Human telephone operators frequently work at computer systems referred to as operator workstations. These workstations are normally coupled to a telephone switch via separate bi-directional data and audio channels of a T1 link. The pair of data/audio channels used to service telephone calls and convey call audio, call data and call processing instructions between a switch and an operator workstation is commonly referred to as an operator interface. Protocols which allow an operator to communicate with a switch over such an interface are commonly referred to as operator interface protocols. In order to allow an operator to support a wide range of call processing transactions operator protocols support call transfer, billing, call connection instructions, in addition to commands which allow an operator to issue credits and to do a wide range of other call processing operations from an operator workstation.
Current automated call processing devices, including most intelligent peripherals, tend to be designed for specific functions, e.g., speech recognition, which are much more clearly defined and limited in comparison to the wide range of call processing functions a human operator working at an operator workstation is expected to perform. Fully automated devices tend to use protocols and interfaces which are more limited in terms of functionality than the operator interfaces and protocols used to interface with manned operator workstations.
A conventional telephone system 100 including manned operator workstations for servicing telephone calls, e.g., directory assistance telephone calls, is illustrated in FIG. 1.

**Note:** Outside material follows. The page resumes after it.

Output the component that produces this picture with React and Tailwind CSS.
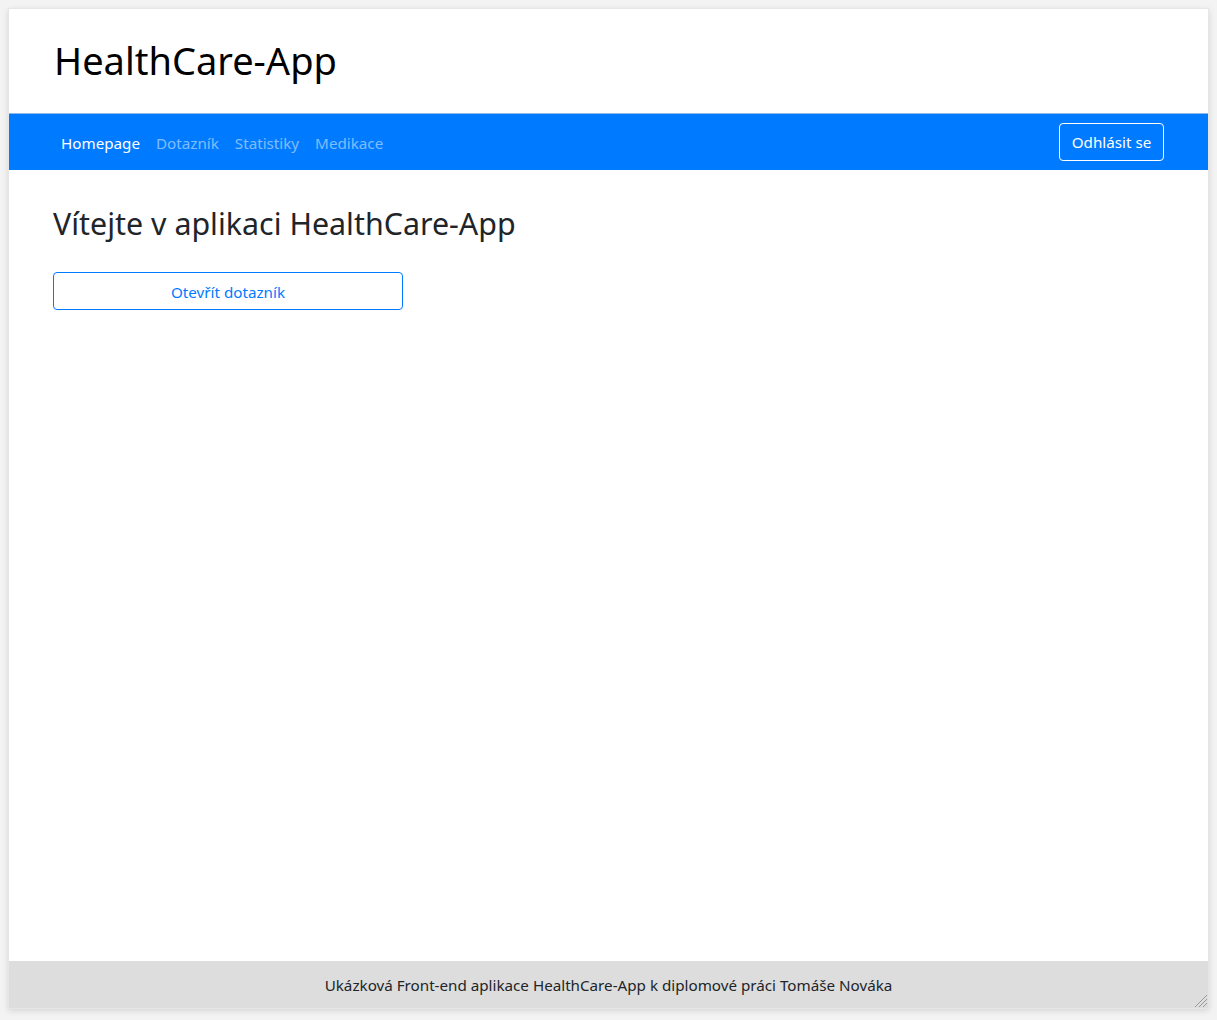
export default function App() {
  const links = ["Homepage", "Dotazník", "Statistiky", "Medikace"];

  return (
    <div className="min-h-screen bg-[#f3f3f3] p-2" style={{ fontFamily: '"Noto Sans", "Open Sans", sans-serif' }}>
      <div className="relative flex flex-col h-[1001px] bg-white border border-[#e6e6e6] shadow-[0_2px_6px_rgba(0,0,0,0.12)]">
        {/* HEADER */}
        <header className="h-[104px] flex items-center px-[45px]">
          <h1 className="text-[38px] leading-[1.2] text-black">HealthCare-App</h1>
        </header>

        {/* NAV */}
        <nav className="h-[57px] flex items-center justify-between pl-[44px] pr-[44px] bg-[#007bff] border-t border-[#8fb8e6]">
          <ul className="flex pt-[2px]">
            {links.map((l, i) => (
              <li key={l}>
                <a className={`block px-2 text-[15.2px] ${i === 0 ? "text-white" : "text-white/50"}`}>{l}</a>
              </li>
            ))}
          </ul>
          <button className="h-[38px] w-[105px] rounded border border-white text-white text-[15.2px]">Odhlásit se</button>
        </nav>

        {/* CONTENT */}
        <main className="flex-1 px-[44px] pt-[36px]">
          <h2 className="text-[30.4px] leading-[1.2] text-[#212529] mb-[30px]">Vítejte v aplikaci HealthCare-App</h2>
          <button className="w-[350px] h-[38px] pt-[1px] rounded border border-[#007bff] text-[#007bff] text-[15.2px]">Otevřít dotazník</button>
        </main>

        {/* FOOTER */}
        <footer className="h-[47px] flex items-center justify-center pt-[2px] bg-[#dddddd] text-[15.2px] text-[#212529]">
          Ukázková Front-end aplikace HealthCare-App k diplomové práci Tomáše Nováka
        </footer>

        <svg className="absolute right-[1px] bottom-[1px]" width="13" height="13" viewBox="0 0 13 13">
          <g stroke="#9a9a9a" strokeWidth="1">
            <line x1="1" y1="13" x2="13" y2="1" />
            <line x1="5" y1="13" x2="13" y2="5" />
            <line x1="9" y1="13" x2="13" y2="9" />
          </g>
        </svg>
      </div>
    </div>
  );
}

As illustrated, the known telephone system 100 comprises a plurality of telephones 102, 104 which are coupled by POTS lines to a digital multiplexed switch (DMS) 106. The DMS 106, in turn, is coupled to an operator service center (OSC) 110 via a T1 link 108. As is known in the art, a T1 link comprises 24 communication channels, each of which may be used to communicate audio or data signals. In addition to the OSC 110, the system 100 comprises a voice function node (VFN) 112 and a listing service data base (LSDB) located at a physical, usually central site, identified as the LSDB site 114. The VFN is used for, e.g., playing prompts and providing listing information to a caller. The LSDB 116 is used to perform database look-up operations and to output both published and non-published telephone number listing information, e.g., to a telephone operator and/or the VFN 112.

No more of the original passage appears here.